We followed a workflow characterized by four main steps:
- We scraped textual data using web scraping techniques (see section Web scraping)
- We retrieved the relevant material from the corpus using information retrieval methods (see section Retrieval)
- We evaluated this extraction in order to find a combination of keywords that returned the fewest number of irrelevant excerpts for the largest number of relevant ones (see section Evaluation)
- We exported the excerpts of text for qualitative annotation (see section Annotation)
2. Data
You will find the following objects to load inside the folder data/
dir("data")
## [1] "2021-10-03_Speeches_from_BIS_CB_Hub_paragraphs.rds"
## [2] "2021-10-06_Speeches_from_BIS_CB_Hub_metadata.rds"

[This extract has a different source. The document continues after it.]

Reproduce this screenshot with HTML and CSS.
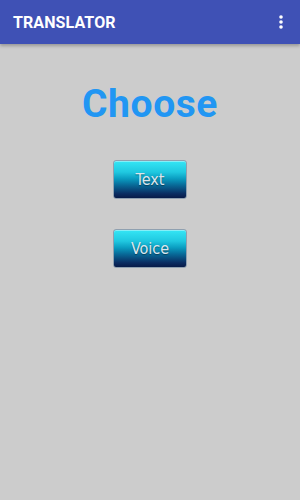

## [3] "greenCB_geoclassif.csv"
## [4] "wordlist_related_to_green_CB.txt"
2021-10-06_Speeches_from_BIS_CB_Hub_metadata.rds
contains a table of metadata for all the documents we scraped. Here are the last three rows of the data, as an example.

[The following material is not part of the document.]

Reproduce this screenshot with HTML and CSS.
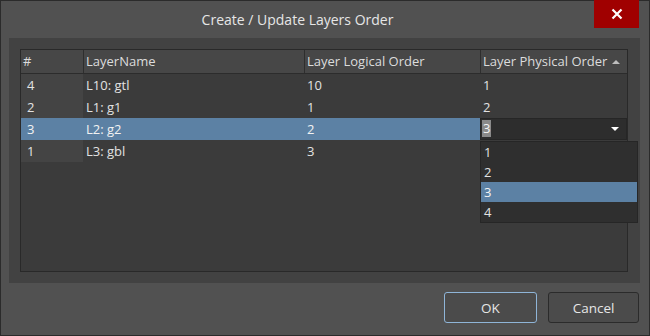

Central_Bank | author | date | speech | title | description | url | Global_North |
---|---|---|---|---|---|---|---|
Board of Governors of the Federal Reserve System | Lael Brainard | 2021-09-28 | r210928d | Lael Brainard: Navigating Delta headwinds on the path to a full recovery | Speech by Ms Lael Brainard, Member of the Board of Governors of the Federal Reserve System, at ““Shocks, Shifts, and the Emerging Economic Landscape”” 2021 Annual Meeting of the National Association for Business Economics, Arlington, Virginia, 27 September 2021.by Lael Brainard | https://www.bis.org/review/r210928d.htm | TRUE |
European Central Bank | Christine Lagarde | 2021-09-28 | r210928a | Christine Lagarde: Hearing at the Committee on Economic and Monetary Affairs of the European Parliament | Introductory statement (via videoconference) by Ms Christine Lagarde, President of the European Central Bank, before the Hearing at the Committee on Economic and Monetary Affairs of the European Parliament, Frankfurt am Main, 18 March 2021.by Christine Lagarde | https://www.bis.org/review/r210928a.htm | TRUE |
Federal Reserve Bank of New York | John C Williams | 2021-09-28 | r210928e | John C Williams: Business more like usual | Remarks (via videoconference) by Mr John C Williams, President and Chief Executive Officer of the Federal Reserve Bank of New York, at the Economic Club of New York, 27 September 2021.by John C Williams | https://www.bis.org/review/r210928e.htm | TRUE |
The headings should give sufficient clues to their content. Note that 1) the column speech
is an internal document identifier scraped on the BIS website; 2) the column Global_North
is a tentative classification of central banks, but we ultimately decided to use a geographical classification.
As the line plot in the file preview below shows, our data span January 1997 to September 2021.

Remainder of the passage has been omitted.